Undergrad Bloch Waves within Tight Binding Approximation

[James J]

So I thought I understood something well, and then I went to explain it to someone and it turns out I'm missing something, and I'd appreciate any insight you might have.
If I think about Bloch's theorem, it states that
ψ_k(r)=e^ik⋅ru_k(r) where u_k has the periodicity of the lattice. If u is independent of wavevector, well then I'm just multiplying some function by a plane wave. Great. The density, which is a physical observable, then is independent of k and each unit cell has the same density ρ(r).

Within the tight binding approximation, however, one typically applies that phase factor discretely to orbitals inside each unit cell.

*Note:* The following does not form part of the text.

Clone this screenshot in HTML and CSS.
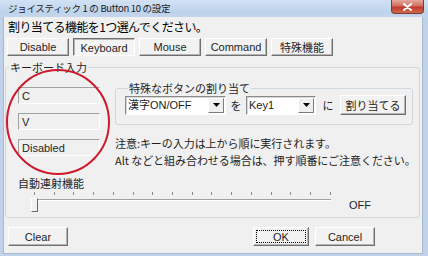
FILE: index.html
```html
<!DOCTYPE html>
<html lang="ja">
<head>
    <meta charset="UTF-8">
    <title>ジョイスティック 1 の Button 10 の設定</title>
    <link rel="stylesheet" href="styles.css">
</head>
<body>

    <div class="window">
        <!-- Title bar -->
        <div class="titlebar">
            <span class="title">ジョイスティック 1 の Button 10 の設定</span>
            <div class="close">
                <svg width="11" height="8" viewBox="0 0 11 8">
                    <path d="M2 1 L9 7 M9 1 L2 7" stroke="#fff" stroke-width="2" stroke-linecap="round"/>
                </svg>
            </div>
        </div>

        <div class="client">
            <div class="heading">割り当てる機能を1つ選んでください。</div>

            <!-- Mode selection -->
            <div class="modes">
                <button class="btn mode">Disable</button>
                <button class="btn mode pressed">Keyboard</button>
                <button class="btn mode">Mouse</button>
                <button class="btn mode">Command</button>
                <button class="btn mode">特殊機能</button>
            </div>

            <!-- Keyboard input -->
            <fieldset class="group">
                <legend>キーボード入力</legend>
                <div class="group-body">
                    <div class="keys">
                        <div class="keybox">C</div>
                        <div class="keybox">V</div>
                        <div class="keybox">Disabled</div>
                    </div>
                    <div class="side">
                        <fieldset class="group special">
                            <legend>特殊なボタンの割り当て</legend>
                            <div class="assign">
                                <div class="combo combo-special">
                                    <span class="combo-text">漢字ON/OFF</span>
                                    <span class="combo-arrow"><svg width="7" height="4" viewBox="0 0 7 4"><path d="M0 0 H7 L3.5 4 Z" fill="#000"/></svg></span>
                                </div>
                                <span class="particle">を</span>
                                <div class="combo combo-key">
                                    <span class="combo-text">Key1</span>
                                    <span class="combo-arrow"><svg width="7" height="4" viewBox="0 0 7 4"><path d="M0 0 H7 L3.5 4 Z" fill="#000"/></svg></span>
                                </div>
                                <span class="particle particle-ni">に</span>
                                <button class="btn assign-btn">割り当てる</button>
                            </div>
                        </fieldset>
                        <p class="note">注意:キーの入力は上から順に実行されます。</p>
                        <p class="note">Alt などと組み合わせる場合は、押す順番にご注意ください。</p>
                    </div>
                </div>

                <div class="repeat-label">自動連射機能</div>
                <div class="slider-row">
                    <div class="slider">
                        <div class="ticks">
                            <span></span><span></span><span></span><span></span>
                            <span></span><span></span><span></span><span></span>
                            <span></span><span></span><span></span><span></span>
                            <span></span><span></span><span></span><span></span>
                        </div>
                        <div class="track"></div>
                        <div class="thumb"></div>
                    </div>
                    <span class="slider-value">OFF</span>
                </div>
            </fieldset>

            <!-- Dialog buttons -->
            <div class="footer">
                <button class="btn footer-btn">Clear</button>
                <button class="btn footer-btn ok"><span class="focus">OK</span></button>
                <button class="btn footer-btn">Cancel</button>
            </div>
        </div>

        <!-- Red annotation circle -->
        <svg class="mark" width="428" height="256" viewBox="0 0 428 256">
            <ellipse cx="58" cy="122" rx="51" ry="52" fill="none" stroke="#cc1a2c" stroke-width="2"/>
        </svg>
    </div>

</body>
</html>
```

FILE: styles.css
```css
* {
    box-sizing: border-box;
}
body {
    margin: 0;
    font-family: "Liberation Sans", "Noto Sans CJK JP", sans-serif;
    font-size: 11px;
    color: #1e1e1e;
}
.window {
    position: relative;
    width: 428px;
    height: 256px;
    display: flex;
    flex-direction: column;
    background: #bfd2e9;
    overflow: hidden;
}

/* Title bar */
.titlebar {
    height: 17px;
    flex-shrink: 0;
    display: flex;
    align-items: flex-start;
    padding-left: 8px;
    background: linear-gradient(to bottom, #d2e2f4 0%, #bed3ec 70%, #c3d6ec 100%);
}
.title {
    font-family: "Noto Sans CJK JP", sans-serif;
    font-size: 9.5px;
    line-height: 16px;
    letter-spacing: -0.3px;
    color: #1b1b1b;
}
.close {
    margin-left: auto;
    margin-right: 4px;
    width: 33px;
    height: 14px;
    display: flex;
    align-items: center;
    justify-content: center;
    border: 1px solid #7b3a33;
    border-top: none;
    border-radius: 0 0 4px 4px;
    background: linear-gradient(to bottom, #e5a89c 0%, #d0705f 45%, #c0392b 55%, #cf6a4c 100%);
}

/* Client area */
.client {
    flex: 1;
    min-height: 0;
    margin: 0 5px 2px 3px;
    background: #f0f0f0;
    border: 1px solid #a9b8ca;
    border-top: none;
    display: flex;
    flex-direction: column;
}
.heading {
    margin: 1px 0 0 4px;
    font-family: "Noto Sans CJK JP", sans-serif;
    font-size: 12px;
    line-height: 17px;
    letter-spacing: -0.6px;
    white-space: nowrap;
    color: #000;
}

/* Buttons */
.btn {
    font-family: "Liberation Sans", "Noto Sans CJK JP", sans-serif;
    font-size: 11px;
    color: #1e1e1e;
    padding: 0;
    background: #f2f2f2;
    border: 1px solid;
    border-color: #fff #6f6f6f #6f6f6f #fff;
    box-shadow: inset -1px -1px 0 #b5b5b5;
}
.btn.pressed {
    border-color: #6f6f6f #fff #fff #6f6f6f;
    box-shadow: inset 1px 1px 0 #b5b5b5;
    background: #f4f4f4;
    padding-top: 1px;
}
.modes {
    display: flex;
    gap: 4px;
    margin: 3px 0 0 3px;
}
.mode {
    width: 62px;
    height: 18px;
}

/* Group boxes */
.group {
    margin: 5px 2px 0 1px;
    padding: 0 0 5px 0;
    border: 1px solid #cfd8df;
    border-radius: 3px;
    min-width: 0;
}
.group legend {
    margin-left: 3px;
    padding: 0 1px;
    font-family: "Noto Sans CJK JP", sans-serif;
    font-size: 11px;
    line-height: 13px;
}
.group-body {
    display: flex;
    margin-top: 8px;
}
.keys {
    display: flex;
    flex-direction: column;
    gap: 9px;
    margin: 5px 0 0 12px;
    width: 82px;
}
.keybox {
    height: 17px;
    padding: 2px 0 0 3px;
    border: 1px solid;
    border-color: #a0a0a0 #fff #fff #a0a0a0;
    font-size: 11px;
    line-height: 13px;
}
.side {
    flex: 1;
    min-width: 0;
    margin: 0 6px 0 15px;
}
.special {
    margin: 0;
    padding: 1px 0 9px 9px;
}
.special legend {
    line-height: 12px;
}
.assign {
    display: flex;
    align-items: center;
    height: 20px;
}
.combo {
    height: 19px;
    display: flex;
    align-items: center;
    background: #fff;
    border: 1px solid;
    border-color: #8a8a8a #fff #fff #8a8a8a;
    box-shadow: inset 1px 1px 0 #d8d8d8;
}
.combo-special {
    width: 101px;
}
.combo-key {
    width: 70px;
}
.combo-text {
    flex: 1;
    padding-left: 2px;
    font-size: 11px;
    line-height: 13px;
}
.combo-arrow {
    width: 16px;
    height: 15px;
    margin-right: 1px;
    display: flex;
    align-items: center;
    justify-content: center;
    background: #f0f0f0;
    border: 1px solid;
    border-color: #fff #7a7a7a #7a7a7a #fff;
}
.particle {
    width: 20px;
    text-align: center;
    font-family: "Noto Sans CJK JP", sans-serif;
    font-size: 11px;
}
.particle-ni {
    width: 24px;
}
.assign-btn {
    width: 66px;
    height: 20px;
    font-family: "Noto Sans CJK JP", sans-serif;
}
.note {
    margin: 0;
    font-family: "Noto Sans CJK JP", sans-serif;
    font-size: 11px;
    line-height: 17px;
    letter-spacing: -0.05px;
    white-space: nowrap;
}
.special + .note {
    margin-top: 10px;
}

/* Auto repeat slider */
.repeat-label {
    margin: 8px 0 0 12px;
    font-family: "Noto Sans CJK JP", sans-serif;
    font-size: 11px;
    line-height: 12px;
}
.slider-row {
    display: flex;
}
.slider {
    position: relative;
    width: 300px;
    height: 23px;
    margin-left: 25px;
}
.ticks {
    display: flex;
    justify-content: space-between;
    height: 3px;
    margin: 3px 0 0 3px;
}
.ticks span {
    width: 1px;
    height: 3px;
    background: #8a8a8a;
}
.track {
    height: 2px;
    margin: 4px 0 0 6px;
    border-top: 1px solid #a0a0a0;
    border-bottom: 1px solid #fff;
}
.thumb {
    position: absolute;
    left: 0;
    top: 9px;
    width: 7px;
    height: 14px;
    border: 1px solid;
    border-color: #fff #6a6a6a #6a6a6a #fff;
    background: #f0f0f0;
}
.slider-value {
    margin: 10px 0 0 18px;
    font-size: 11px;
    line-height: 12px;
}

/* Footer */
.footer {
    display: flex;
    margin-top: 9px;
    padding: 0 47px 0 4px;
}
.footer-btn {
    width: 60px;
    height: 19px;
}
.ok {
    width: 56px;
    margin-left: auto;
    margin-right: 6px;
    padding: 2px;
}
.focus {
    display: flex;
    align-items: center;
    justify-content: center;
    height: 100%;
    border: 1px dotted #000;
}

/* Annotation */
.mark {
    position: absolute;
    left: 0;
    top: 0;
    pointer-events: none;
}
```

For a single orbital per unit cell, φ, one might write the wave function as ψ_TB=∑_m e^ikR_mφ(r-R_m)

This is distinct from multiplying the sum by a continuous plane wave (ψ=e^ik⋅R∑_mφ(r-R_m)) as it introduces nodes in the density ρ(r), and makes the density depend on the choice of origin. Both of these satisfy Bloch's theorem, but they seem physically different. I understand if I work through a simple band structure how ψ_TB(k) has some advantages for calculating band structures, but am I getting hung up on something unphysical, wrong, trivial, or subtly relevant?

Thanks for any insight,
James

 

[DrDu]

Maybe a simple example helps here: Think of a one dimensional chain of e.g. hydrogen atoms. You can write down the Bloch wavefunctions immediately. Now you can also chose the lattice constant twice as large as the distance of the atoms. Then the basis will contain two atoms. The wavefunction does not change, only the interpretation. You see that the second atom will be out of phase relative to the first one by exp(ika).